The Close surrounding Lichfield Cathedral has its own story to tell. In medieval times it was a fortified area. A stone wall surrounded it on three sides, whilst the South was naturally protected by the waters of the Moggs, now Minster Pool.
Evidence of the fortifications can still be seen in the south-east corner, where the wall and the foundations of the south gate have been uncovered. In the north-east corner the remains of Bishop de Clinton’s Palace are evident, but the rest of the medieval Close is more difficult to discover. Vicars’ Close, to the west, retains its 15th-century form, and several other houses are built round medieval remains. Opposite the Cathedral West Front is Erasmus Darwin House, a museum dedicated to his life’s work. The Bishop’s Palace, now the Cathedral School, built in 1687, was enlarged by Bishop Selwyn in 1867. The Deanery, next to it, is early 18th century.

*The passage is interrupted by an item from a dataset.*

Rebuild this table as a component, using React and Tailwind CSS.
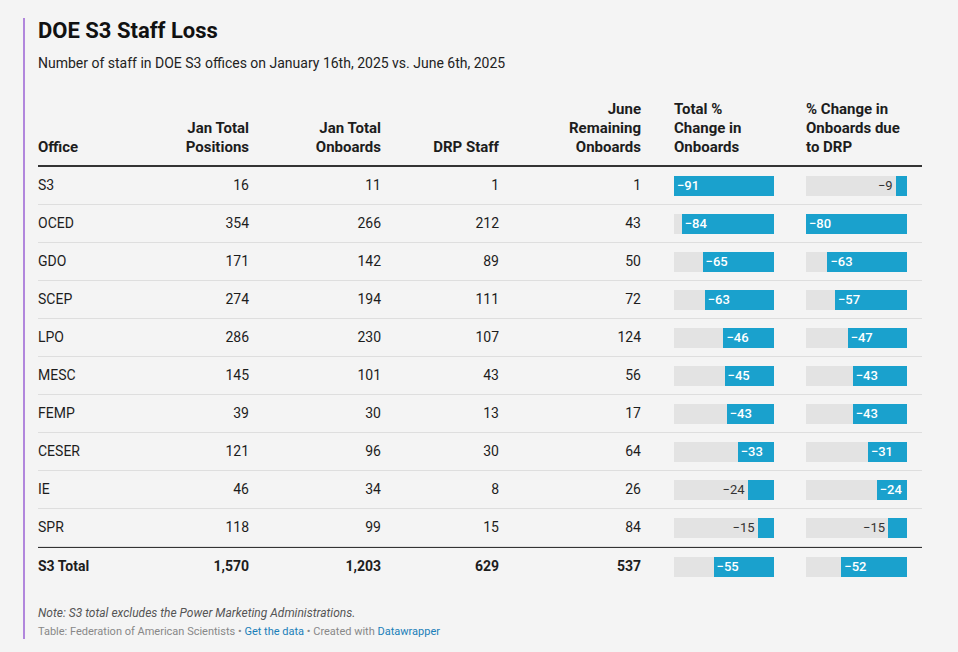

On the south side St. Mary’s House, in the corner, is built over a medieval dwelling and still incorporates some of the wall and a staircase tower from the 14th century. Opposite this, The Old Stables uses the restored Muniment Room, once a stable block for Bishop Hacket. Newton’s College to the south-west was the gift of John Newton in 1806, and leads the visitor out through the site of the old Westgate and into Beacon Street.